Voor meer informatie of voor boekingen mag je altijd bellen of whatsappen naar 06-19218195

Werken aan de hand: Travers, renvers en appuyeren

Vrijwel iedere ruiter weet dat het belangrijk is om voldoende variatie toe te voegen aan de training van een dressuurpaard. Daarmee houd je hem onder andere fris in zijn hoofd, zorg je dat hij verschillende spieren gebruikt en werk je eraan dat hij handig wordt in verschillende situaties. Werken aan de hand is voor veel paarden een hele fijne aanvulling en daarom hebben we Bianca Voermans, die zich hierin heeft gespecialiseerd, gevraagd om een aantal tips.

De eerste keer legde Bianca, die zelf ook succesvol Grand Prix-amazone is, uit welke optoming je kunt gebruiken voor het werken aan de hand en vertelde ze een stukje over de communicatie, de tweede keer ging het over het beginnen met de zijgangen en deze keer komen travers en renvers aan bod.

Vier sporen

“De travers is een oefening op twee hoefslagen en vier sporen. De voorhand gaat rechtuit en de achterhand is naar binnen gesteld. Daarbij is het paard van nek tot staart in de lengte gebogen en het buitenachterbeen treedt onder het zwaartepunt”, aldus Bianca. “De renvers is tegengesteld aan de travers, met de achterhand in plaats van het hoofd richting de kantkering.”

“Het doel van de travers en renvers is het paard te leren om met zijn buiten- of zijn binnenachterbeen onder zijn zwaartepunt te treden.

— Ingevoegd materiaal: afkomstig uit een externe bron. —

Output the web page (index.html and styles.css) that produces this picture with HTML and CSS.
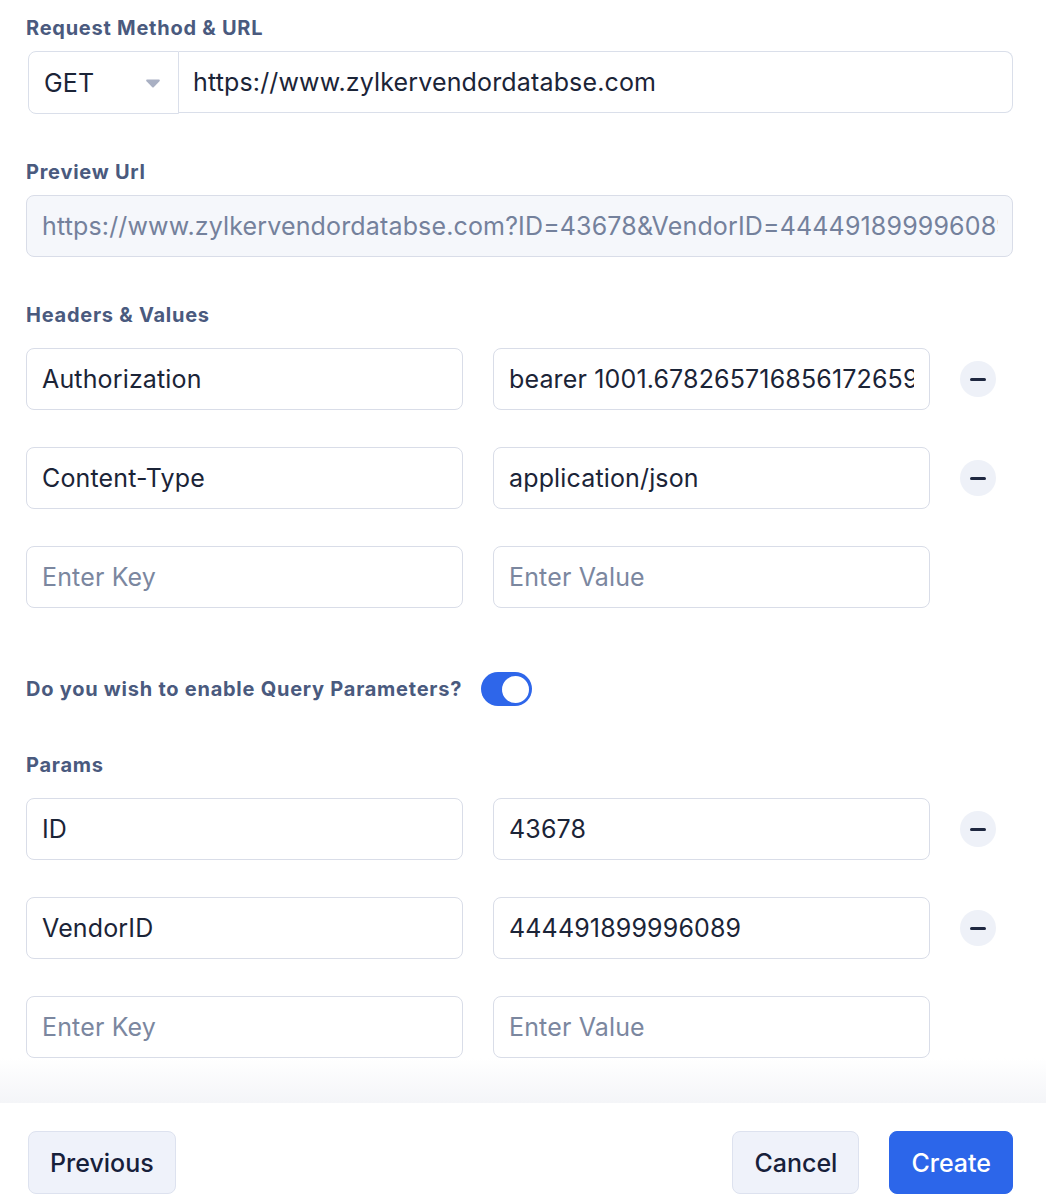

Je kunt hem hierdoor zijn achterbenen meer en beter laten buigen”, vervolgt Bianca. “De travers nodigt het buitenachterbeen uit tot dragen en zorgt ervoor dat de binnenschouder meer schoudervrijheid krijgt. De oefening bevordert de lengtebuiging en is goed om de coördinatie te verbeteren.”

Volgende stap

“Na het schouderbinnenwaarts en schouderbuitenwaarts aan de hand is het het meest logisch om eerst renvers in te zetten en daarna travers”, aldus de amazone. “De achterbenen kruisen en de voorhand loopt rechtuit . Het paard is gesteld in de richting waarheen het loopt in tegenstelling tot de schouder binnenwaarts.”

Opbouw van de oefening

“Je stelt schouderbinnenwaarts in zoals je dat hebt kunnen lezen in het voorgaande artikel, dan kun je met je teugels de stelling van je paard naar buiten richten. Wanneer je linksom loopt en je komt uit de hoek, stel je eigenlijk zo in alsof je van hand verandert en dan op het laatste moment neem je je paard schouderbinnenwaarts mee langs de hoefslag”, vervolgt Bianca. “Wanneer je paard dan schouderbinnenwaarts gaat, vraag je met de rechterteugel iets meer en stel je je paard naar buiten. Met links geef je wat meer lucht.”

Spiegelbeeld

“Als je nu deze renvers zou oppakken en aan de andere kant van de rijbaan zou plaatsen heb je dus travers. Er verandert namelijk niets in travers en renvers”, legt Bianca toe. “Zelf probeer ik dit te doen door als je op de linkerhand zit in renvers een linksomkeert te wenden en dan dezelfde hulp te blijven geven als de renvers. Je paard blijft dan in dezelfde buiging en stelling doorgaan, maar omdat je inmiddels op de rechterhand verder gaat is het travers geworden.”

Buitenkant

“Je staat dan als begeleider aan de buitenkant, je neemt wat ruimte voor jezelf maar verder heb je niets hoeven verpakken of te onderbreken. Je rechterhand is nu net als daarvoor aan de linkerschouder met je zweepje erin voor het eventueel begeleiden voor het zijwaartse.”

Tip

“Als je de travers direct in wilt zetten, vraag dan als voorbereiding op de oefening een kleine volte of vraag het direct uit de hoek, zodat je paard al lengtebuiging heeft.”

Appuyeren

“Het appuyeren is eigenlijk weer hetzelfde als de travers en renvers. Appuyeren is niets anders dan op de diagonaal travers, maar dit is wel even een graadje moeilijker omdat je nu geen steun hebt van de kantkering”, gaat Bianca verder over de volgende stap. “Het fijnste is als je een denkbeeldige lijn trekt over de diagonaal waarop je loopt, dan heb je het goede gevoel voor de richting.”

Strakke lijn

“Zelf zet ik vanuit de hoek, net als bij schouderbinnenwaarts, eerst de diagonale lijn in. Ik focus dan zelf op een bepaald punt in de rijbak op de hoefslag en daar loop ik dan in een strakke lijn naartoe. Zodra ik deze lijn ingezet hebt vraag ik de travers.”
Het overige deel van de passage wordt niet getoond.